Navigating in this uncertain environment is stressful, but eventually, most people figure it out and manage to start up their career. For some, it takes more time than for others. When you get turned down from one job opportunity after another, things can start to seem very grim. Why even try when it starts to look impossible? Some start having difficulties sleeping, a sustained stress can lead to anxiety, and even worse: depression.

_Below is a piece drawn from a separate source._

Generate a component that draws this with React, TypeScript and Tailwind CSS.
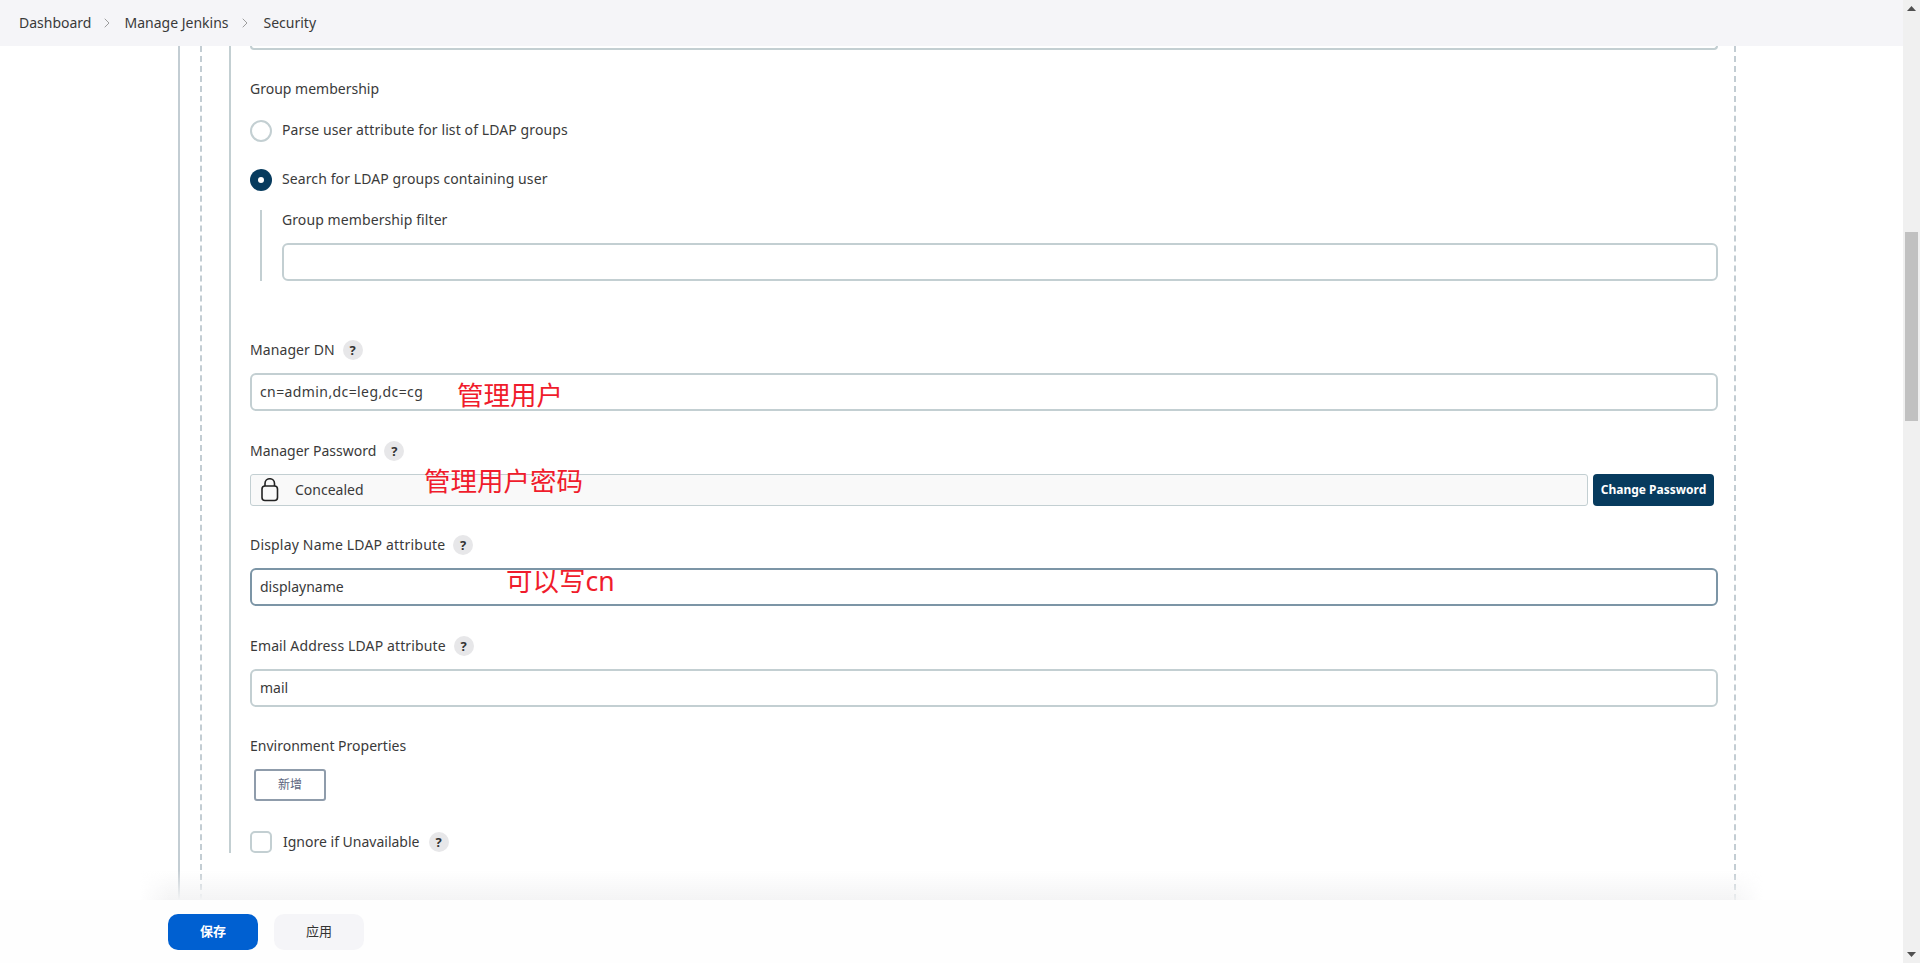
import { ChevronRight } from 'lucide-react'

const font = '[font-family:"Noto_Sans","Noto_Sans_CJK_SC",sans-serif]'

function Help() {
    return (
        <span className="w-5 h-5 rounded-full bg-[#e7e7e9] text-[#333] text-[13px] font-bold flex items-center justify-center shrink-0">?</span>
    )
}

function Label({ text, help, tracking = 'tracking-[0.09px]' }: { text: string, help?: boolean, tracking?: string }) {
    return (
        <div className={`h-5 flex items-center text-sm leading-5 text-[#3a3a3a] ${tracking}`}>
            <span>{text}</span>
            {help && <span className="ml-2"><Help /></span>}
        </div>
    )
}

function TextBox({ value, focused, wide }: { value?: string, focused?: boolean, wide?: boolean }) {
    return (
        <div className={`h-[38px] mt-[13px] flex items-center px-2 border-2 rounded-[6px] bg-white text-sm text-[#3a3a3a] ${wide ? 'tracking-[0.4px]' : ''} ${focused ? 'border-[#7c95a6]' : 'border-[#c3cfd2]'}`}>
            <span className="-mt-[1px]">{value}</span>
        </div>
    )
}

function Radio({ checked, label }: { checked?: boolean, label: string }) {
    return (
        <div className="flex items-center gap-[10px] h-[22px] text-sm tracking-[0.1px] text-[#3a3a3a]">
            {checked ? (
                <span className="w-[22px] h-[22px] rounded-full bg-[#073b5e] flex items-center justify-center">
                    <span className="w-[6px] h-[6px] rounded-full bg-white" />
                </span>
            ) : (
                <span className="w-[22px] h-[22px] rounded-full border-2 border-[#c3cfd2] bg-white" />
            )}
            <span className="-mt-[2px]">{label}</span>
        </div>
    )
}

function Note({ text, className }: { text: string, className: string }) {
    return <span className={`absolute text-[26.5px] leading-none text-[#f01c2c] whitespace-nowrap ${className}`}>{text}</span>
}

export default function App() {
    return (
        <div className={`h-screen w-full flex overflow-hidden bg-white ${font}`}>
            <div className="flex-1 min-w-0 flex flex-col relative">
                {/* Breadcrumbs */}
                <header className="h-[46px] shrink-0 bg-[#f5f5f8] flex items-center pl-[19px] text-sm text-[#3a3a3a] z-10">
                    <span>Dashboard</span>
                    <ChevronRight size={16} strokeWidth={1.25} className="text-[#8a8a8a] ml-[8px] mr-[9px]" />
                    <span>Manage Jenkins</span>
                    <ChevronRight size={16} strokeWidth={1.25} className="text-[#8a8a8a] ml-[8px] mr-[11px]" />
                    <span>Security</span>
                </header>

                <div className="flex-1 min-h-0 overflow-hidden pl-[178px]">
                    <div className="h-full border-l-2 border-[#c3cdd3] pl-[20px]">
                        <div className="h-full w-[1536px] border-x-2 border-dashed border-[#c3cdd3] pl-[27px]">
                            <div className="relative border-l-2 border-[#c3cfd2] pl-[19px] pr-[16px]">
                                {/* tail of the field above, cut off by the header */}
                                <div className="h-[4px] border-x-2 border-b-2 border-[#c3cfd2] rounded-b-[6px]" />

                                <div className="mt-[29px]"><Label text="Group membership" tracking="tracking-normal" /></div>
                                <div className="mt-[21px]"><Radio label="Parse user attribute for list of LDAP groups" /></div>
                                <div className="mt-[27px]"><Radio checked label="Search for LDAP groups containing user" /></div>
                                <div className="mt-[19px] ml-[10px] border-l-2 border-[#c3cfd2] pl-[20px]">
                                    <Label text="Group membership filter" />
                                    <TextBox />
                                </div>

                                <div className="mt-[59px]"><Label text="Manager DN" help /></div>
                                <TextBox value="cn=admin,dc=leg,dc=cg" wide />

                                <div className="mt-[30px]"><Label text="Manager Password" help tracking="tracking-normal" /></div>
                                <div className="mt-[13px] flex items-center gap-[5px] pr-[4px]">
                                    <div className="flex-1 h-8 flex items-center border border-[#c3cfd2] rounded-[3px] bg-[#f9f9f9] text-sm text-[#3a3a3a] pl-[9px]">
                                        <svg width="20" height="24" viewBox="0 0 20 24" fill="none" stroke="#222" strokeWidth="1.6">
                                            <rect x="2" y="8" width="15.5" height="14.5" rx="3" />
                                            <path d="M5 8V5.5a4.75 4.75 0 0 1 9.5 0V8" />
                                        </svg>
                                        <span className="ml-[15px] -mt-[1px]">Concealed</span>
                                    </div>
                                    <button className="w-[121px] h-8 rounded-[4px] bg-[#073b5e] text-white text-xs font-bold">Change Password</button>
                                </div>

                                <div className="mt-[29px]"><Label text="Display Name LDAP attribute" help tracking="tracking-[0.18px]" /></div>
                                <TextBox value="displayname" focused />

                                <div className="mt-[30px]"><Label text="Email Address LDAP attribute" help tracking="tracking-[0.13px]" /></div>
                                <TextBox value="mail" />

                                <div className="mt-[29px]"><Label text="Environment Properties" tracking="tracking-normal" /></div>
                                <button className="block mt-[13px] ml-[4px] w-[72px] h-8 border-2 border-[#8f9cab] rounded-[3px] bg-white text-xs text-[#5c6680]">新增</button>

                                <div className="mt-[30px] flex items-center h-[22px] text-sm text-[#3a3a3a]">
                                    <span className="w-[22px] h-[22px] rounded-[5px] border-2 border-[#c3cfd2] bg-white" />
                                    <span className="ml-[11px] -mt-[1px]">Ignore if Unavailable</span>
                                    <span className="ml-[9px]"><Help /></span>
                                </div>

                                {/* red notes painted on the screenshot */}
                                <Note text="管理用户" className="left-[226px] top-[336px]" />
                                <Note text="管理用户密码" className="left-[193px] top-[422px]" />
                                <Note text="可以写cn" className="left-[275px] top-[522px]" />
                            </div>
                        </div>
                    </div>
                </div>

                {/* Bottom bar */}
                <div className="absolute left-[140px] w-[1623px] bottom-[63px] h-[30px] bg-gradient-to-t from-[#f4f4f5] to-transparent [mask-image:linear-gradient(to_right,transparent,black_30px,black_1590px,transparent)]" />
                <footer className="h-[63px] shrink-0 bg-[#fefefe] pt-[14px] pl-[168px] flex items-start gap-4 z-10">
                    <button className="w-[90px] h-9 rounded-[10px] bg-[#0060d1] text-white text-[13px] font-bold">保存</button>
                    <button className="w-[90px] h-9 rounded-[10px] bg-[#f5f5f8] text-[#333] text-[13px]">应用</button>
                </footer>
            </div>

            {/* Scrollbar */}
            <div className="w-[17px] shrink-0 bg-[#f0f0f0] flex flex-col items-center">
                <svg width="9" height="6" viewBox="0 0 9 6" className="mt-[6px] shrink-0"><path d="M4.5 0 9 5H0z" fill="#505050" /></svg>
                <div className="mt-[220px] w-[13px] h-[189px] bg-[#c1c1c1]" />
                <div className="flex-1" />
                <svg width="9" height="6" viewBox="0 0 9 6" className="mb-[6px] shrink-0"><path d="M4.5 6 9 1H0z" fill="#505050" /></svg>
            </div>
        </div>
    )
}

There are a lot of misconceptions about anxiety and depression. Becoming sad because you didn’t get the job that you wanted is not depression. The creeping feeling of not having any prospects from being consistently turned away and feeling powerless because of it, might be. The misconceptions are part of the problem because they can lead to stigmatization. In developed countries roughly 50% of those with mental health problems do not receive help. When you look at developing countries, the number jumps up to a shocking 90%. In many countries, there is a stigma related to mental health issues, and that’s only making it harder for those who struggle with them. It might be hard to even admit that there might be something wrong.
It’s true that most people will pull through. But today, it’s more likely for you or someone that you know to suffer from anxiety purely because of worrying about your future. If you don’t, that’s good, but if you do, you should be able to recognize it. The misconceptions are a part of the problems of mental health. In a poll conducted in the USA, 20% of people reported getting feelings of depression after one year of job search. That is a significant amount of those looking for jobs.
There is no one solution that will work in every case. But part of finding a solution is recognizing that there is, in fact, a problem. You have to listen to yourself, and how you feel, you need self-awareness for that. Once you admit that things are not how they should be, (or if someone who you know tells you that), you can start looking for solutions. Many times, that in itself can give you a feeling of relief. Talking about talking about mental health with other people can help you realize that maybe your problems are not as unmanageable as you thought. If you lack some skills that your potential employer expects you to have, there are always ways to develop them. In the end, there is always someone getting that job, so even if it’s hard, it will eventually be you.